----- Data section -----
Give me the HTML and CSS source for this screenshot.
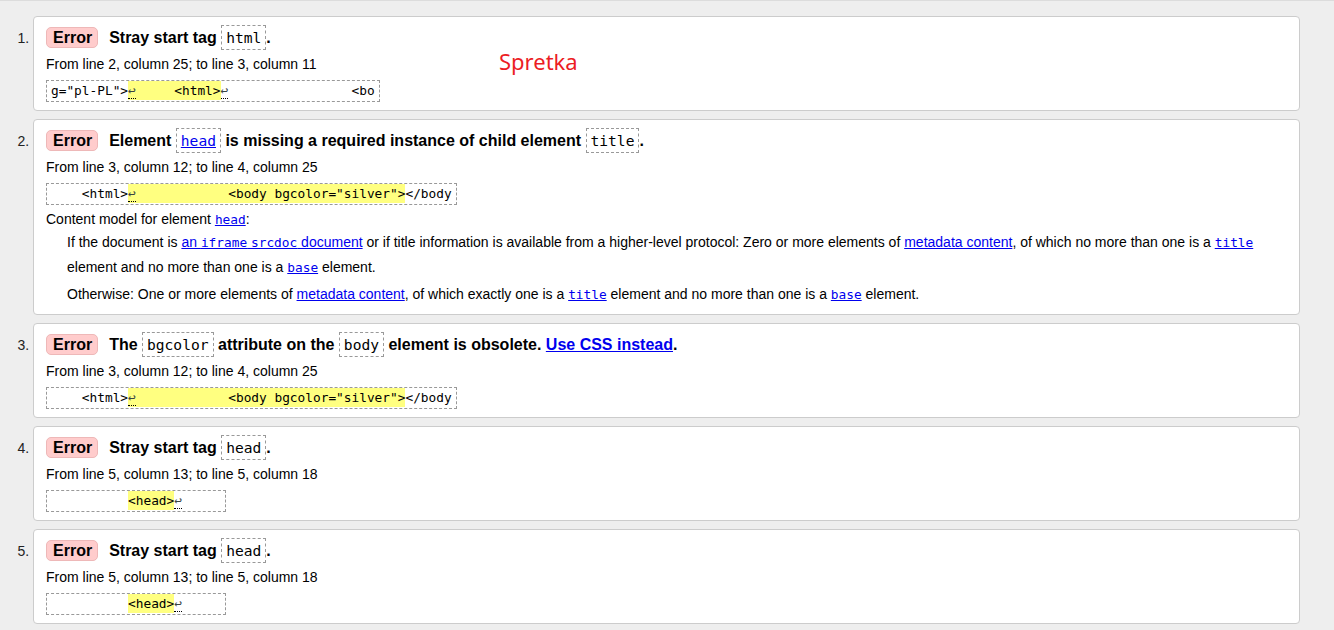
FILE: index.html
```html
<!DOCTYPE html>
<html lang="en">
<head>
<meta charset="utf-8">
<title>Validation results</title>
<link rel="stylesheet" href="styles.css">
</head>
<body>
<ol class="results">
  <li class="msg">
    <p class="title"><span class="badge">Error</span><span class="text">Stray start tag <code class="tag">html</code>.</span></p>
    <p class="location">From line 2, column 25; to line 3, column 11</p>
    <p class="extract"><code>g="pl-PL"&gt;<mark><b class="lf">↩</b>     &lt;html&gt;</mark><b class="lf">↩</b>                &lt;bo</code></p>
    <span class="note">Spretka</span>
  </li>
  <li class="msg">
    <p class="title"><span class="badge">Error</span><span class="text">Element <code class="tag"><a href="#">head</a></code> is missing a required instance of child element <code class="tag">title</code>.</span></p>
    <p class="location">From line 3, column 12; to line 4, column 25</p>
    <p class="extract"><code>    &lt;html&gt;<mark><b class="lf">↩</b>            &lt;body bgcolor="silver"&gt;</mark>&lt;/body</code></p>
    <p class="cm">Content model for element <a href="#"><code>head</code></a>:</p>
    <p class="cm-p">If the document is <a href="#">an <code>iframe</code> <code>srcdoc</code> document</a> or if title information is available from a higher-level protocol: Zero or more elements of <a href="#">metadata content</a>, of which no more than one is a <a href="#"><code>title</code></a> element and no more than one is a <a href="#"><code>base</code></a> element.</p>
    <p class="cm-p cm-p2">Otherwise: One or more elements of <a href="#">metadata content</a>, of which exactly one is a <a href="#"><code>title</code></a> element and no more than one is a <a href="#"><code>base</code></a> element.</p>
  </li>
  <li class="msg">
    <p class="title"><span class="badge">Error</span><span class="text">The <code class="tag">bgcolor</code> attribute on the <code class="tag">body</code> element is obsolete. <a href="#">Use CSS instead</a>.</span></p>
    <p class="location">From line 3, column 12; to line 4, column 25</p>
    <p class="extract"><code>    &lt;html&gt;<mark><b class="lf">↩</b>            &lt;body bgcolor="silver"&gt;</mark>&lt;/body</code></p>
  </li>
  <li class="msg">
    <p class="title"><span class="badge">Error</span><span class="text">Stray start tag <code class="tag">head</code>.</span></p>
    <p class="location">From line 5, column 13; to line 5, column 18</p>
    <p class="extract"><code>          <mark>&lt;head&gt;</mark><b class="lf">↩</b>     </code></p>
  </li>
  <li class="msg">
    <p class="title"><span class="badge">Error</span><span class="text">Stray start tag <code class="tag">head</code>.</span></p>
    <p class="location">From line 5, column 13; to line 5, column 18</p>
    <p class="extract"><code>          <mark>&lt;head&gt;</mark><b class="lf">↩</b>     </code></p>
  </li>
</ol>
</body>
</html>
```

FILE: styles.css
```css
html, body {
  margin: 0;
  padding: 0;
}

body {
  background: #eeeeee;
  border-top: 1px solid #dcdcdc;
  font-family: "Liberation Sans", Arial, sans-serif;
  font-size: 14px;
  color: #000;
}

.results {
  margin: 15px 34px 0 0;
  padding: 0 0 0 33px;
  list-style: decimal outside;
}

.results > li::marker {
  color: #222;
  font-size: 14px;
}

.msg {
  position: relative;
  background: #fff;
  border: 1px solid #cccccc;
  border-radius: 4px;
  padding: 8px 12px 7px 12px;
  margin-bottom: 8px;
}

.msg p {
  margin: 0;
}

.title {
  font-size: 16px;
  font-weight: bold;
  line-height: 25px;
}

.badge {
  display: inline-block;
  background: #ffcccc;
  border: 1px solid #eeb8b8;
  border-radius: 5px;
  padding: 0 5px 0 6px;
  line-height: 19px;
  margin-right: 11px;
}

.tag {
  display: inline-block;
  font-family: "DejaVu Sans Mono", "Liberation Mono", monospace;
  font-weight: normal;
  font-size: 14.6px;
  line-height: 17px;
  padding: 3px 4px;
  border: 1px dashed #999;
}

a {
  color: #0000ee;
  text-decoration: underline;
}

.tag a {
  color: #0000ee;
}

.location {
  margin-top: 4px !important;
  line-height: 20px;
}

.extract {
  margin: 6px 0 1px !important;
  display: inline-block;
  vertical-align: top;
  border: 1px dashed #999;
  padding: 0 4px;
}

.extract code {
  display: block;
  font-family: "DejaVu Sans Mono", "Liberation Mono", monospace;
  font-size: 12.8px;
  line-height: 20px;
  white-space: pre;
}

.extract mark {
  background: #ffff80;
  color: inherit;
  padding: 2px 0;
}

.lf {
  font-weight: normal;
  color: #3a4442;
  border-bottom: 1px dotted #000;
}

.cm {
  margin-top: 3px !important;
  line-height: 20px;
}

.cm-p {
  margin-left: 21px !important;
  line-height: 24px;
}

.cm-p2 {
  margin-top: 2px !important;
}

.cm code,
.cm-p code {
  font-family: "DejaVu Sans Mono", "Liberation Mono", monospace;
  font-size: 12.8px;
}

.note {
  position: absolute;
  left: 465px;
  top: 29px;
  font-family: "Noto Sans", "Open Sans", sans-serif;
  font-size: 22px;
  line-height: 30px;
  color: #ec1c24;
}
```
-----
Do this: Every line above should be returned word for word, with the pictures left behind.

Task response:
Give me the HTML and CSS source for this screenshot.
FILE: index.html
```html
<!DOCTYPE html>
<html lang="en">
<head>
<meta charset="utf-8">
<title>Validation results</title>
<link rel="stylesheet" href="styles.css">
</head>
<body>
<ol class="results">
  <li class="msg">
    <p class="title"><span class="badge">Error</span><span class="text">Stray start tag <code class="tag">html</code>.</span></p>
    <p class="location">From line 2, column 25; to line 3, column 11</p>
    <p class="extract"><code>g="pl-PL"&gt;<mark><b class="lf">↩</b>     &lt;html&gt;</mark><b class="lf">↩</b>                &lt;bo</code></p>
    <span class="note">Spretka</span>
  </li>
  <li class="msg">
    <p class="title"><span class="badge">Error</span><span class="text">Element <code class="tag"><a href="#">head</a></code> is missing a required instance of child element <code class="tag">title</code>.</span></p>
    <p class="location">From line 3, column 12; to line 4, column 25</p>
    <p class="extract"><code>    &lt;html&gt;<mark><b class="lf">↩</b>            &lt;body bgcolor="silver"&gt;</mark>&lt;/body</code></p>
    <p class="cm">Content model for element <a href="#"><code>head</code></a>:</p>
    <p class="cm-p">If the document is <a href="#">an <code>iframe</code> <code>srcdoc</code> document</a> or if title information is available from a higher-level protocol: Zero or more elements of <a href="#">metadata content</a>, of which no more than one is a <a href="#"><code>title</code></a> element and no more than one is a <a href="#"><code>base</code></a> element.</p>
    <p class="cm-p cm-p2">Otherwise: One or more elements of <a href="#">metadata content</a>, of which exactly one is a <a href="#"><code>title</code></a> element and no more than one is a <a href="#"><code>base</code></a> element.</p>
  </li>
  <li class="msg">
    <p class="title"><span class="badge">Error</span><span class="text">The <code class="tag">bgcolor</code> attribute on the <code class="tag">body</code> element is obsolete. <a href="#">Use CSS instead</a>.</span></p>
    <p class="location">From line 3, column 12; to line 4, column 25</p>
    <p class="extract"><code>    &lt;html&gt;<mark><b class="lf">↩</b>            &lt;body bgcolor="silver"&gt;</mark>&lt;/body</code></p>
  </li>
  <li class="msg">
    <p class="title"><span class="badge">Error</span><span class="text">Stray start tag <code class="tag">head</code>.</span></p>
    <p class="location">From line 5, column 13; to line 5, column 18</p>
    <p class="extract"><code>          <mark>&lt;head&gt;</mark><b class="lf">↩</b>     </code></p>
  </li>
  <li class="msg">
    <p class="title"><span class="badge">Error</span><span class="text">Stray start tag <code class="tag">head</code>.</span></p>
    <p class="location">From line 5, column 13; to line 5, column 18</p>
    <p class="extract"><code>          <mark>&lt;head&gt;</mark><b class="lf">↩</b>     </code></p>
  </li>
</ol>
</body>
</html>
```

FILE: styles.css
```css
html, body {
  margin: 0;
  padding: 0;
}

body {
  background: #eeeeee;
  border-top: 1px solid #dcdcdc;
  font-family: "Liberation Sans", Arial, sans-serif;
  font-size: 14px;
  color: #000;
}

.results {
  margin: 15px 34px 0 0;
  padding: 0 0 0 33px;
  list-style: decimal outside;
}

.results > li::marker {
  color: #222;
  font-size: 14px;
}

.msg {
  position: relative;
  background: #fff;
  border: 1px solid #cccccc;
  border-radius: 4px;
  padding: 8px 12px 7px 12px;
  margin-bottom: 8px;
}

.msg p {
  margin: 0;
}

.title {
  font-size: 16px;
  font-weight: bold;
  line-height: 25px;
}

.badge {
  display: inline-block;
  background: #ffcccc;
  border: 1px solid #eeb8b8;
  border-radius: 5px;
  padding: 0 5px 0 6px;
  line-height: 19px;
  margin-right: 11px;
}

.tag {
  display: inline-block;
  font-family: "DejaVu Sans Mono", "Liberation Mono", monospace;
  font-weight: normal;
  font-size: 14.6px;
  line-height: 17px;
  padding: 3px 4px;
  border: 1px dashed #999;
}

a {
  color: #0000ee;
  text-decoration: underline;
}

.tag a {
  color: #0000ee;
}

.location {
  margin-top: 4px !important;
  line-height: 20px;
}

.extract {
  margin: 6px 0 1px !important;
  display: inline-block;
  vertical-align: top;
  border: 1px dashed #999;
  padding: 0 4px;
}

.extract code {
  display: block;
  font-family: "DejaVu Sans Mono", "Liberation Mono", monospace;
  font-size: 12.8px;
  line-height: 20px;
  white-space: pre;
}

.extract mark {
  background: #ffff80;
  color: inherit;
  padding: 2px 0;
}

.lf {
  font-weight: normal;
  color: #3a4442;
  border-bottom: 1px dotted #000;
}

.cm {
  margin-top: 3px !important;
  line-height: 20px;
}

.cm-p {
  margin-left: 21px !important;
  line-height: 24px;
}

.cm-p2 {
  margin-top: 2px !important;
}

.cm code,
.cm-p code {
  font-family: "DejaVu Sans Mono", "Liberation Mono", monospace;
  font-size: 12.8px;
}

.note {
  position: absolute;
  left: 465px;
  top: 29px;
  font-family: "Noto Sans", "Open Sans", sans-serif;
  font-size: 22px;
  line-height: 30px;
  color: #ec1c24;
}
```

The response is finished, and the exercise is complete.